[extropy-chat] what is probability?

Damien Broderick thespike at satx.rr.com
Tue Jan 9 17:09:58 UTC 2007


At 03:23 AM 1/9/2007 -0500, John K Clark wrote:

> > it is simply BS that all of "philosophy of science" ever written
> > is either trivially obvious, or wrong.
>
>Easiest way to prove me wrong is to provide a counter example. So tell me
>one thing, just one thing, that philosophers of science have discovered that
>is clear, precise, unexpected, and true.
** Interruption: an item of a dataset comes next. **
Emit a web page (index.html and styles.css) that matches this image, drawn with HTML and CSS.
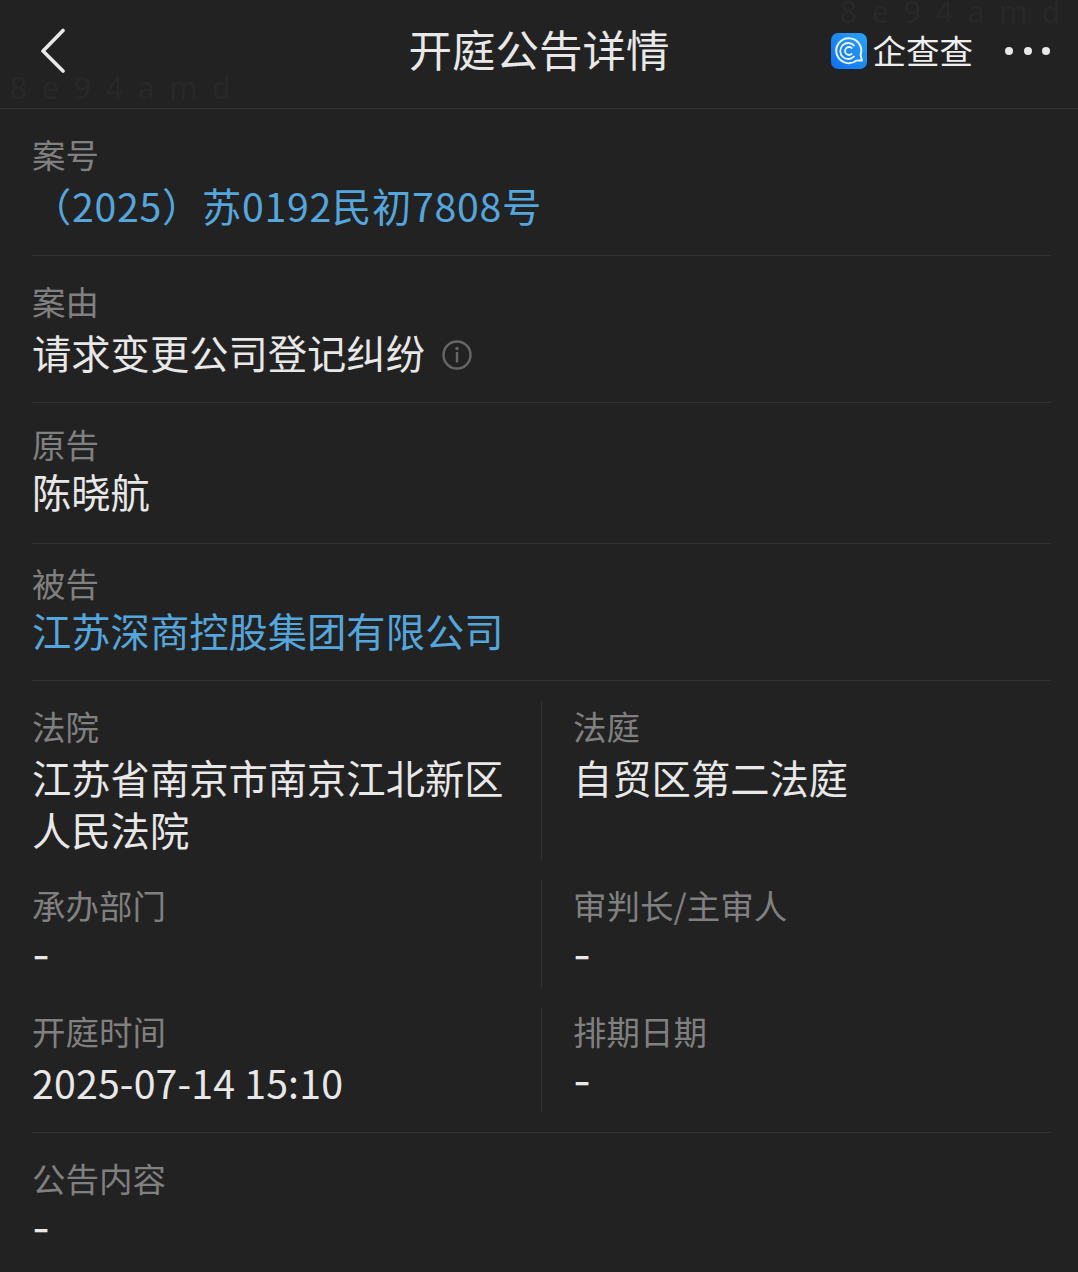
FILE: index.html
```html
<!DOCTYPE html>
<html lang="zh-CN">
<head>
    <meta charset="UTF-8">
    <meta name="viewport" content="width=device-width, initial-scale=1.0">
    <link rel="stylesheet" href="styles.css">
    <title>开庭公告详情</title>
</head>
<body>
    <header class="topbar">
        <svg class="back" width="30" height="46" viewBox="0 0 30 46">
            <path d="M25 2.500 L5 23 L25 43" fill="none" stroke="#e8e8e8" stroke-width="3.600" stroke-linecap="round" stroke-linejoin="round"/>
        </svg>
        <h1 class="title">开庭公告详情</h1>
        <div class="brand">
            <svg class="brand-icon" width="36" height="36" viewBox="0 0 36 36">
                <defs>
                    <linearGradient id="logoBg" x1="1" y1="0" x2="0" y2="1">
                        <stop offset="0" stop-color="#2aa3f5"/>
                        <stop offset="1" stop-color="#0f6ff0"/>
                    </linearGradient>
                </defs>
                <rect width="36" height="36" rx="7" fill="url(#logoBg)"/>
                <path d="M25.500 27.500 A12.500 12.500 0 1 1 29.500 22 L31 27.500 L25.500 27.500" fill="none" stroke="#e6f3ff" stroke-width="2" stroke-linejoin="round"/>
                <path d="M23.500 23 A8 8 0 1 1 23.500 13" fill="none" stroke="#e6f3ff" stroke-width="1.800"/>
                <path d="M21.200 20.400 A4 4 0 1 1 21.200 15.600" fill="none" stroke="#e6f3ff" stroke-width="1.800"/>
            </svg>
            <span class="brand-name">企查查</span>
        </div>
        <div class="more"><i></i><i></i><i></i></div>
    </header>

    <span class="mark mark-left">8 e 9 4 a m d</span>
    <span class="mark mark-right">8 e 9 4 a m d</span>

    <main class="content">
        <section class="row row-case">
            <div class="label label-wide">案号</div>
            <div class="value link case-no">（2025）苏0192民初7808号</div>
        </section>
        <section class="row row-cause">
            <div class="label label-wide">案由</div>
            <div class="value">请求变更公司登记纠纷
                <svg class="info" width="30" height="30" viewBox="0 0 30 30">
                    <circle cx="15" cy="15" r="13.500" fill="none" stroke="#666" stroke-width="2.400"/>
                    <circle cx="15" cy="8.500" r="1.700" fill="#666"/>
                    <rect x="13.800" y="12" width="2.400" height="10.500" fill="#666"/>
                </svg>
            </div>
        </section>
        <section class="row row-plain">
            <div class="label label-tight">原告</div>
            <div class="value">陈晓航</div>
        </section>
        <section class="row row-plain">
            <div class="label label-tight">被告</div>
            <div class="value link">江苏深商控股集团有限公司</div>
        </section>

        <section class="row grid-block">
            <div class="pair pair-court">
                <div class="cell">
                    <div class="label label-wide">法院</div>
                    <div class="value">江苏省南京市南京江北新区人民法院</div>
                </div>
                <div class="cell">
                    <div class="label label-wide">法庭</div>
                    <div class="value">自贸区第二法庭</div>
                </div>
            </div>
            <div class="pair pair-dept">
                <div class="cell">
                    <div class="label">承办部门</div>
                    <div class="value dash">-</div>
                </div>
                <div class="cell">
                    <div class="label">审判长/主审人</div>
                    <div class="value dash">-</div>
                </div>
            </div>
            <div class="pair pair-time">
                <div class="cell">
                    <div class="label label-wide">开庭时间</div>
                    <div class="value date">2025-07-14 15:10</div>
                </div>
                <div class="cell">
                    <div class="label">排期日期</div>
                    <div class="value dash">-</div>
                </div>
            </div>
        </section>

        <section class="row row-last">
            <div class="label">公告内容</div>
            <div class="value dash">-</div>
        </section>
    </main>
</body>
</html>
```

FILE: styles.css
```css
* {
    box-sizing: border-box;
}

html,
body {
    height: 100%;
}

body {
    position: relative;
    margin: 0;
    overflow: hidden;
    background-color: #222222;
    color: #e8e8e8;
    font-family: "Noto Sans CJK SC", "Noto Sans", sans-serif;
}

.topbar {
    display: flex;
    align-items: center;
    height: 109px;
    padding: 0 28px 6px 38px;
    border-bottom: 1px solid #323232;
}

.back {
    flex: none;
}

.title {
    position: absolute;
    top: 19px;
    left: 0;
    width: 100%;
    margin: 0;
    color: #e8e8e8;
    font-size: 43.500px;
    font-weight: 400;
    line-height: 60px;
    text-align: center;
}

.brand {
    display: flex;
    align-items: center;
    gap: 6px;
    margin-left: auto;
}

.brand-icon {
    flex: none;
}

.brand-name {
    margin-top: -2px;
    color: #efefef;
    font-size: 33.500px;
    font-weight: 400;
    line-height: 34px;
}

.more {
    display: flex;
    gap: 10.500px;
    margin-left: 32px;
}

.more i {
    width: 8px;
    height: 8px;
    border-radius: 50%;
    background-color: #e8e8e8;
}

/* faint watermark behind the header */
.mark {
    position: absolute;
    color: #282828;
    font-family: "Noto Sans", sans-serif;
    font-size: 30px;
    letter-spacing: 3.500px;
    line-height: 24px;
    white-space: nowrap;
}

.mark-left {
    top: 76px;
    left: 10px;
}

.mark-right {
    top: 0;
    left: 840px;
}

.content {
    padding: 0 27px 0 32px;
}

.row {
    border-bottom: 1px solid #323232;
}

.row-case {
    height: 147px;
    padding-top: 23px;
}

.row-cause {
    height: 147px;
    padding-top: 23px;
}

.row-plain {
    height: 141px;
    padding-top: 19px;
}

.row-plain + .row-plain {
    height: 137px;
    padding-top: 17px;
}

.row-last {
    border-bottom: 0;
    padding-top: 23px;
}

.label {
    color: #808080;
    font-size: 33.500px;
    line-height: 44px;
}

.label-wide {
    margin-bottom: 3px;
}

.label-tight {
    line-height: 43px;
}

.value {
    display: flex;
    align-items: center;
    color: #e8e8e8;
    font-size: 39.300px;
    line-height: 52px;
}

.link {
    color: #54a6dc;
}

.case-no {
    letter-spacing: 0.700px;
}

.date {
    letter-spacing: 0.150px;
}

.dash {
    padding-top: 3px;
    font-family: "Inter", sans-serif;
}

.info {
    margin-top: 6px;
    margin-left: 17px;
}

.grid-block {
    display: flex;
    flex-direction: column;
    gap: 20px;
    padding: 21px 0 20px;
}

.pair {
    display: grid;
    grid-template-columns: 509px 1fr;
}

.pair-court {
    min-height: 158px;
}

.pair-dept {
    min-height: 107px;
}

.pair-time {
    min-height: 105px;
}

.cell {
    min-width: 0;
}

.pair-court .cell {
    padding-top: 2px;
}

.pair-dept .cell {
    padding-top: 3px;
}

.pair-time .cell {
    padding-top: 2px;
}

.cell + .cell {
    padding-left: 31px;
    border-left: 1px solid #323232;
}

.cell:first-child {
    padding-right: 32px;
}

.cell .value {
    display: block;
}
```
Let's leave "true" to one side, because it's a diet of worms. The 
example I have several times offered to John, either here or perhaps 
on SL4, is Karl Popper's model of scientific conjecture and 
(attempted) refutation. Because it's a piece of methodological 
advice, it can't be true or false, only fruitful or wasteful. But it 
seemed so astonishing, counter-intuitive and productive as a guiding 
principle in hypothesis and experiment to Nobelists John Eccles, 
Macfarlane Burnet, Peter Medawar and Peter C. Doherty ("I like 
complexity, and am delighted by the unexpected. Ideas interest me. I 
was influened early on by reading Arthur Koestler and Edward de Bono, 
and more recently by the writings of Karl Popper and Thomas Kuhn.") 
that they've all sung its praises. Of course, this might be dismissed 
as nothing better than an appeal to authority.